Arriving in calcutta having been staring at snow capped mountains the day previous was a bit of a shock. The heat felt like a hair drier on full blast over every part of your body and the hustle and bustle was back. All received by us with grins on our faces. We love the mountains but we're city folk too. We were harrassed by gaggle of rickshaw and taxi drivers, both sets squabbling like vultures over the first dibs on a lion's leftovers. Under the cover of the arguments we managed to get one quiet driver to take us to sudder st for the right price in his bright yellow ambassador, windows down full, panting commenced. Sudder st is the main hang out for the usual traveller type. We chanced upon a new hotel with slick air con and pristine rooms, booked ourselves in for three nights and took a well needed shower before venturing back. After grooming a half decent beard on this trip i decided it was time to shed the fuzz to get some air to my chops and also leave myself a moustache which i wore for the first time in my life. I was hoping to carry an air of magnum pi but in all honesty i looked more like higgins.
That first day we meandered pretty hopelessly around our area, we walked through the hogg market which had a vibe of leeds market back home. We ate an unnecessarily expensive but decent lunch atop a hotel, decided upon in desperation to avoid the searing heat and humidity below. That night we went down to a popular local kebab place called peter cat and gorged on mutton and chicken kebabs with buttery rice and hot parathas. Avoiding meat in the south was straight forward, here in calcutta, the epicentre for the world famous bengali cuisine, it was not and we gave in to our primeval desires and were rewarded for our abstinence.

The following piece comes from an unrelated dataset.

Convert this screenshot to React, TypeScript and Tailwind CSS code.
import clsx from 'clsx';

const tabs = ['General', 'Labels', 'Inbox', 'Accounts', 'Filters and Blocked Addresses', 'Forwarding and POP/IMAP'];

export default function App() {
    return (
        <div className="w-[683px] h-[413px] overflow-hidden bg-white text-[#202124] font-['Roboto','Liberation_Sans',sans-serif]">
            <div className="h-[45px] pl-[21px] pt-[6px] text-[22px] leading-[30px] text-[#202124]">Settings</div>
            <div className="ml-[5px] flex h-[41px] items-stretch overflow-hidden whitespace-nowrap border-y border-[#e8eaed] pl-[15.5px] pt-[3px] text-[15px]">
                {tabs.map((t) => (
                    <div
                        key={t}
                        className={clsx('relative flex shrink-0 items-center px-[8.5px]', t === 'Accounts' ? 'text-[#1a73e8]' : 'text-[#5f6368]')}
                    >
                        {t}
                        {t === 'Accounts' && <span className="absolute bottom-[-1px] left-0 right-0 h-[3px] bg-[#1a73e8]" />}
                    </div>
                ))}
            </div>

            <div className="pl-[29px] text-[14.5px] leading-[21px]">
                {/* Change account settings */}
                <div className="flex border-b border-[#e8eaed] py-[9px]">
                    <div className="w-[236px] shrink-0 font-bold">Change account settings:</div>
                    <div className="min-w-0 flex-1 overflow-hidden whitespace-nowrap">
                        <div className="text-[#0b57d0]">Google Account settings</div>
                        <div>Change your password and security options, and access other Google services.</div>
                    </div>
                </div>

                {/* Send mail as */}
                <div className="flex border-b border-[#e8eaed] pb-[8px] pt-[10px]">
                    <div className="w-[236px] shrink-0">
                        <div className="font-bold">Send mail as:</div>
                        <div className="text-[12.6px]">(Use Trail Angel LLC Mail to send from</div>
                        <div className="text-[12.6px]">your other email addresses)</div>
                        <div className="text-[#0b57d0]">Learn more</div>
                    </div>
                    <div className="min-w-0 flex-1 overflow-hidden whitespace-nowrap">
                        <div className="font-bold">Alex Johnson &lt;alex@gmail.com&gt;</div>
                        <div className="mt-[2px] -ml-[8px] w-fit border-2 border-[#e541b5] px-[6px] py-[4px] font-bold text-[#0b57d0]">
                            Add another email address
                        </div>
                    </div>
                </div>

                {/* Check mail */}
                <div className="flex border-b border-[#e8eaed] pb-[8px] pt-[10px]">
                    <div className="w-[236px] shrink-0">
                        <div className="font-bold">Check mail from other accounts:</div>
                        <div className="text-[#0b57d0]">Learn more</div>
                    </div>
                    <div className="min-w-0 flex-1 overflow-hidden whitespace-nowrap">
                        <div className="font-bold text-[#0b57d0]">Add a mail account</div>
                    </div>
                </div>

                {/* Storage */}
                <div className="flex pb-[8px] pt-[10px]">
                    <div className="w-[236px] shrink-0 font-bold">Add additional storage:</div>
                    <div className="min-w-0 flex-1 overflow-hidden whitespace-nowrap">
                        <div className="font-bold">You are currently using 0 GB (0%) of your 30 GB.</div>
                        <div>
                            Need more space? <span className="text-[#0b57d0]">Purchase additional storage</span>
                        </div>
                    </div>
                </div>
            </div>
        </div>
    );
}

The next we got up early, with a plan for the day (essential in the heat) and wandered through the park to the victoria memorial. Lads were playing football on the grass as early as 7am hoping to become the next baichang bhutia (who? Wiki him). The memorial itself is like a cross between st paul's cathedral and the taj mahal, and no less stunning than either. Its set in pristine grounds of lush green lawns and four ponds on each corner of the building. We ambled round taking time to enjoy what felt to us like a good old english green with a slab of brittania plonked in the middle. We headed back to park street from the memorial to get some early lunch and snap up a bit of calcutta wrapped up in the form of the famous kati roll: surely one of the culinary wonders of the world. I had the lamb and niki foolishly opted for paneer and was tugging at my shoulder for a second bite as i gave her some of my roll. Kati rolls are like most indian style kebabs or wraps but the secret of this one's success is that the bread is a paratha soaked in egg and fried on a tawa. Holy shitballs that sho does make some fiiiiiiine eating y'all. Calcutta is seriously good for food, especially street food and at ridiculously cheap prices. I got a take away for a grand total of 26 rupees and i had dal ghost, rice and a paratha. We also ate breakfast sat down at a table on the street for 6 rupees each, as much as you like chana masala and unlimited pooris to mop up the sauce. The following day we checked out the museum which turned out to be unexpectedly hilarious.... basically the taxidermist for the museum needs to be sent to specsavers and his handywork made for some funny snaps (see sample pics below, one of them is actually a tiger but manages to look like a cross between a demented bear and a wombat with crossed eyes). We had to take a trip to visit the air india offices in north calcutta to rearrange our return flight from the andamans so we braved the metro rather than take a sweaty cab. Much to our surprise it was calm and quiet (by indian standards) and was air conditioned a real respite from the heat above. It cost a grand total of 4 rupees per journey and i couldnt help much scratch my head at how ludicrously cheap that really was. The carriages were cool and had designated seating ladies. Thats not out of any chivalrous deciaion by the authorities, its done out of safety to prevent women having their bits fiddled by groping men at busy times!
On our last night we took a taxi and searched for a restaurant recommended by the indian guys we met at lakeview in sikkim (bhojohari manna). We ate bengali seafood and it wad out of this world. The fish was meaty and the masala was coconutty, sweet and perfectly spiced. Niki's prawn dish was more delicate but mouth watering all the same. We got an early night to prepare us for the climax, final stop on out trip and perhaps the last bastion of true paradise: the andamans woooo!